■ Stated problem: Give back every line exactly as it appears, pictures excluded.

* START *

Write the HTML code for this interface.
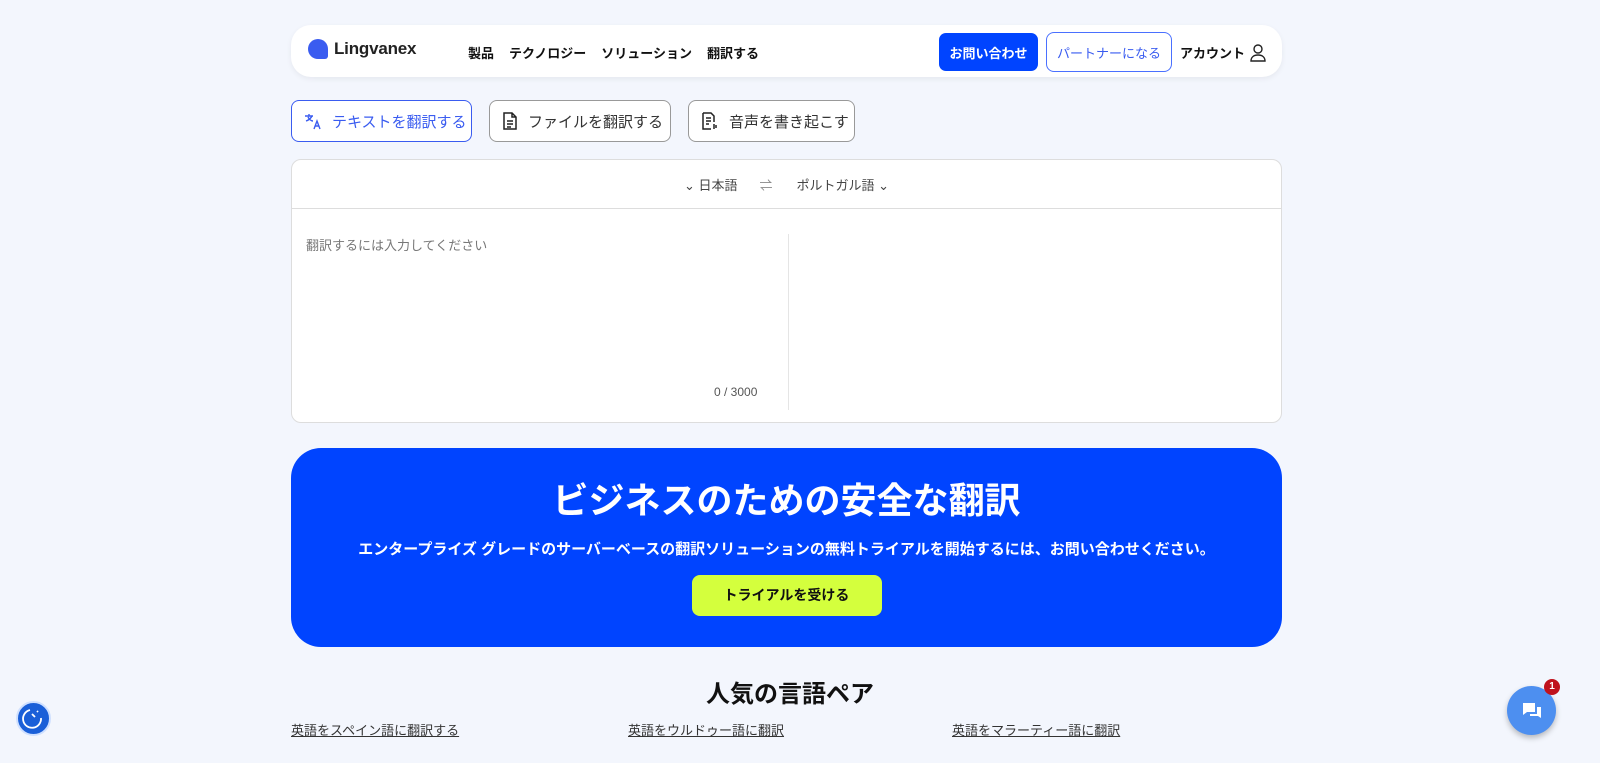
<!DOCTYPE html>
<html><head><meta charset="utf-8"><style>
*{box-sizing:border-box;margin:0;padding:0}
body{width:1600px;height:763px;overflow:hidden;background:#f3f6fd;font-family:"Liberation Sans","Noto Sans CJK JP",sans-serif;color:#111;position:relative}
.nav{position:absolute;left:291px;top:25px;width:991px;height:52px;background:#fff;border-radius:20px;box-shadow:0 2px 6px rgba(0,0,0,.06)}
.logo{position:absolute;left:17px;top:14px;display:flex;align-items:center;font-size:17px;color:#222;font-weight:bold;letter-spacing:-0.2px}
.logo i{display:inline-block;width:20px;height:20px;background:#3a5cf0;border-radius:10px 10px 3px 10px;margin-right:6px}
.menu{position:absolute;left:177px;top:18px;font-size:13px;font-weight:bold}
.menu span{margin-right:15px}
.btn1{position:absolute;left:648px;top:8px;width:99px;height:38px;background:#0044ff;color:#fff;border-radius:7px;font-size:13px;font-weight:bold;display:flex;align-items:center;justify-content:center}
.btn2{position:absolute;left:755px;top:7px;width:126px;height:40px;border:1px solid #4a70ff;color:#3a5cf0;border-radius:8px;font-size:13px;display:flex;align-items:center;justify-content:center}
.acc{position:absolute;left:889px;top:18px;font-size:13px;font-weight:bold;display:flex;align-items:center;gap:5px}
.tab{position:absolute;top:100px;height:42px;border:1px solid #999;border-radius:8px;background:#fff;font-size:15px;color:#333;display:flex;align-items:center;padding-left:12px;gap:10px}
.panel{position:absolute;left:291px;top:159px;width:991px;height:264px;background:#fff;border:1px solid #ddd;border-radius:10px}
.langs{height:49px;border-bottom:1px solid #ddd;font-size:13px;color:#444;display:flex;align-items:center;justify-content:center}
.cta{position:absolute;left:291px;top:448px;width:991px;height:199px;background:#0044ff;border-radius:30px;color:#fff;text-align:center}
.link{position:absolute;top:720px;font-size:13px;color:#333;text-decoration:underline}
</style></head><body>
<div class="nav">
 <div class="logo"><i></i>Lingvanex</div>
 <div class="menu"><span>製品</span><span>テクノロジー</span><span>ソリューション</span><span>翻訳する</span></div>
 <div class="btn1">お問い合わせ</div>
 <div class="btn2">パートナーになる</div>
 <div class="acc">アカウント<svg width="16" height="18" viewBox="0 0 16 18" fill="none" stroke="#222" stroke-width="1.4"><circle cx="8" cy="5" r="4"/><path d="M1 17c0-4 3-6 7-6s7 2 7 6z"/></svg></div>
</div>
<div class="tab" style="left:291px;width:181px;border-color:#3a5cf0;color:#3a5cf0"><svg width="18" height="18" viewBox="0 0 18 18" fill="none" stroke="#3a5cf0" stroke-width="1.4"><path d="M1 4h8M5 2v2M2 9c3-1 5-3 6-5M4 5c1 2 3 4 5 4M10 17l3-8 3 8M11 14h4"/></svg>テキストを翻訳する</div>
<div class="tab" style="left:489px;width:182px"><svg width="16" height="18" viewBox="0 0 16 18" fill="none" stroke="#222" stroke-width="1.5"><path d="M2 1h8l4 4v12H2zM10 1v4h4M5 9h6M5 12h6M5 15h4"/></svg>ファイルを翻訳する</div>
<div class="tab" style="left:688px;width:167px"><svg width="18" height="18" viewBox="0 0 18 18" fill="none" stroke="#222" stroke-width="1.5"><path d="M2 1h8l3 3v6M2 1v16h8M5 6h5M5 9h5M5 12h3M13 12v5M15 13v3"/></svg>音声を書き起こす</div>
<div class="panel">
 <div class="langs"><span>⌄ 日本語</span><span style="margin:0 24px 0 22px;color:#888">⇌</span><span>ポルトガル語 ⌄</span></div>
 <div style="position:absolute;left:14px;top:75px;font-size:13px;color:#777">翻訳するには入力してください</div>
 <div style="position:absolute;left:422px;top:225px;font-size:12px;color:#555">0 / 3000</div>
 <div style="position:absolute;left:496px;top:74px;width:1px;height:176px;background:#e5e5e5"></div>
</div>
<div class="cta">
 <div style="font-size:36px;font-weight:bold;margin-top:31px;line-height:44px">ビジネスのための安全な翻訳</div>
 <div style="font-size:15px;margin-top:15px;font-weight:bold">エンタープライズ グレードのサーバーベースの翻訳ソリューションの無料トライアルを開始するには、お問い合わせください。</div>
 <div style="margin:16px auto 0;width:190px;height:41px;background:#d4ff3d;color:#111;border-radius:8px;font-size:14px;font-weight:bold;line-height:41px">トライアルを受ける</div>
</div>
<div style="position:absolute;left:0;width:1580px;top:674px;text-align:center;font-size:24px;font-weight:bold">人気の言語ペア</div>
<div class="link" style="left:291px">英語をスペイン語に翻訳する</div>
<div class="link" style="left:628px">英語をウルドゥー語に翻訳</div>
<div class="link" style="left:952px">英語をマラーティー語に翻訳</div>
<div style="position:absolute;left:16px;top:701px;width:35px;height:35px;border-radius:50%;background:#1a5fd8;border:2px solid #cfe0ff"><svg width="31" height="31" viewBox="0 0 31 31" fill="none" stroke="#fff" stroke-width="1.8"><path d="M12 7a9 9 0 1 0 11 8M14 11l3 3M19 8l1 1"/></svg></div>
<div style="position:absolute;left:1507px;top:686px;width:49px;height:49px;border-radius:50%;background:#4d8ff0;box-shadow:0 3px 6px rgba(0,0,0,.25)"><svg style="position:absolute;left:14px;top:15px" width="22" height="20" viewBox="0 0 22 20" fill="#fff"><path d="M2 2h12v9H6l-4 3z"/><path d="M16 6h4v11l-3-2H9v-2h7z"/></svg></div>
<div style="position:absolute;left:1544px;top:679px;width:16px;height:16px;border-radius:50%;background:#c0121d;color:#fff;font-size:10px;font-weight:bold;text-align:center;line-height:16px">1</div>
</body></html>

* END *

■ Result of this task:
Write the HTML code for this interface.
<!DOCTYPE html>
<html><head><meta charset="utf-8"><style>
*{box-sizing:border-box;margin:0;padding:0}
body{width:1600px;height:763px;overflow:hidden;background:#f3f6fd;font-family:"Liberation Sans","Noto Sans CJK JP",sans-serif;color:#111;position:relative}
.nav{position:absolute;left:291px;top:25px;width:991px;height:52px;background:#fff;border-radius:20px;box-shadow:0 2px 6px rgba(0,0,0,.06)}
.logo{position:absolute;left:17px;top:14px;display:flex;align-items:center;font-size:17px;color:#222;font-weight:bold;letter-spacing:-0.2px}
.logo i{display:inline-block;width:20px;height:20px;background:#3a5cf0;border-radius:10px 10px 3px 10px;margin-right:6px}
.menu{position:absolute;left:177px;top:18px;font-size:13px;font-weight:bold}
.menu span{margin-right:15px}
.btn1{position:absolute;left:648px;top:8px;width:99px;height:38px;background:#0044ff;color:#fff;border-radius:7px;font-size:13px;font-weight:bold;display:flex;align-items:center;justify-content:center}
.btn2{position:absolute;left:755px;top:7px;width:126px;height:40px;border:1px solid #4a70ff;color:#3a5cf0;border-radius:8px;font-size:13px;display:flex;align-items:center;justify-content:center}
.acc{position:absolute;left:889px;top:18px;font-size:13px;font-weight:bold;display:flex;align-items:center;gap:5px}
.tab{position:absolute;top:100px;height:42px;border:1px solid #999;border-radius:8px;background:#fff;font-size:15px;color:#333;display:flex;align-items:center;padding-left:12px;gap:10px}
.panel{position:absolute;left:291px;top:159px;width:991px;height:264px;background:#fff;border:1px solid #ddd;border-radius:10px}
.langs{height:49px;border-bottom:1px solid #ddd;font-size:13px;color:#444;display:flex;align-items:center;justify-content:center}
.cta{position:absolute;left:291px;top:448px;width:991px;height:199px;background:#0044ff;border-radius:30px;color:#fff;text-align:center}
.link{position:absolute;top:720px;font-size:13px;color:#333;text-decoration:underline}
</style></head><body>
<div class="nav">
 <div class="logo"><i></i>Lingvanex</div>
 <div class="menu"><span>製品</span><span>テクノロジー</span><span>ソリューション</span><span>翻訳する</span></div>
 <div class="btn1">お問い合わせ</div>
 <div class="btn2">パートナーになる</div>
 <div class="acc">アカウント<svg width="16" height="18" viewBox="0 0 16 18" fill="none" stroke="#222" stroke-width="1.4"><circle cx="8" cy="5" r="4"/><path d="M1 17c0-4 3-6 7-6s7 2 7 6z"/></svg></div>
</div>
<div class="tab" style="left:291px;width:181px;border-color:#3a5cf0;color:#3a5cf0"><svg width="18" height="18" viewBox="0 0 18 18" fill="none" stroke="#3a5cf0" stroke-width="1.4"><path d="M1 4h8M5 2v2M2 9c3-1 5-3 6-5M4 5c1 2 3 4 5 4M10 17l3-8 3 8M11 14h4"/></svg>テキストを翻訳する</div>
<div class="tab" style="left:489px;width:182px"><svg width="16" height="18" viewBox="0 0 16 18" fill="none" stroke="#222" stroke-width="1.5"><path d="M2 1h8l4 4v12H2zM10 1v4h4M5 9h6M5 12h6M5 15h4"/></svg>ファイルを翻訳する</div>
<div class="tab" style="left:688px;width:167px"><svg width="18" height="18" viewBox="0 0 18 18" fill="none" stroke="#222" stroke-width="1.5"><path d="M2 1h8l3 3v6M2 1v16h8M5 6h5M5 9h5M5 12h3M13 12v5M15 13v3"/></svg>音声を書き起こす</div>
<div class="panel">
 <div class="langs"><span>⌄ 日本語</span><span style="margin:0 24px 0 22px;color:#888">⇌</span><span>ポルトガル語 ⌄</span></div>
 <div style="position:absolute;left:14px;top:75px;font-size:13px;color:#777">翻訳するには入力してください</div>
 <div style="position:absolute;left:422px;top:225px;font-size:12px;color:#555">0 / 3000</div>
 <div style="position:absolute;left:496px;top:74px;width:1px;height:176px;background:#e5e5e5"></div>
</div>
<div class="cta">
 <div style="font-size:36px;font-weight:bold;margin-top:31px;line-height:44px">ビジネスのための安全な翻訳</div>
 <div style="font-size:15px;margin-top:15px;font-weight:bold">エンタープライズ グレードのサーバーベースの翻訳ソリューションの無料トライアルを開始するには、お問い合わせください。</div>
 <div style="margin:16px auto 0;width:190px;height:41px;background:#d4ff3d;color:#111;border-radius:8px;font-size:14px;font-weight:bold;line-height:41px">トライアルを受ける</div>
</div>
<div style="position:absolute;left:0;width:1580px;top:674px;text-align:center;font-size:24px;font-weight:bold">人気の言語ペア</div>
<div class="link" style="left:291px">英語をスペイン語に翻訳する</div>
<div class="link" style="left:628px">英語をウルドゥー語に翻訳</div>
<div class="link" style="left:952px">英語をマラーティー語に翻訳</div>
<div style="position:absolute;left:16px;top:701px;width:35px;height:35px;border-radius:50%;background:#1a5fd8;border:2px solid #cfe0ff"><svg width="31" height="31" viewBox="0 0 31 31" fill="none" stroke="#fff" stroke-width="1.8"><path d="M12 7a9 9 0 1 0 11 8M14 11l3 3M19 8l1 1"/></svg></div>
<div style="position:absolute;left:1507px;top:686px;width:49px;height:49px;border-radius:50%;background:#4d8ff0;box-shadow:0 3px 6px rgba(0,0,0,.25)"><svg style="position:absolute;left:14px;top:15px" width="22" height="20" viewBox="0 0 22 20" fill="#fff"><path d="M2 2h12v9H6l-4 3z"/><path d="M16 6h4v11l-3-2H9v-2h7z"/></svg></div>
<div style="position:absolute;left:1544px;top:679px;width:16px;height:16px;border-radius:50%;background:#c0121d;color:#fff;font-size:10px;font-weight:bold;text-align:center;line-height:16px">1</div>
</body></html>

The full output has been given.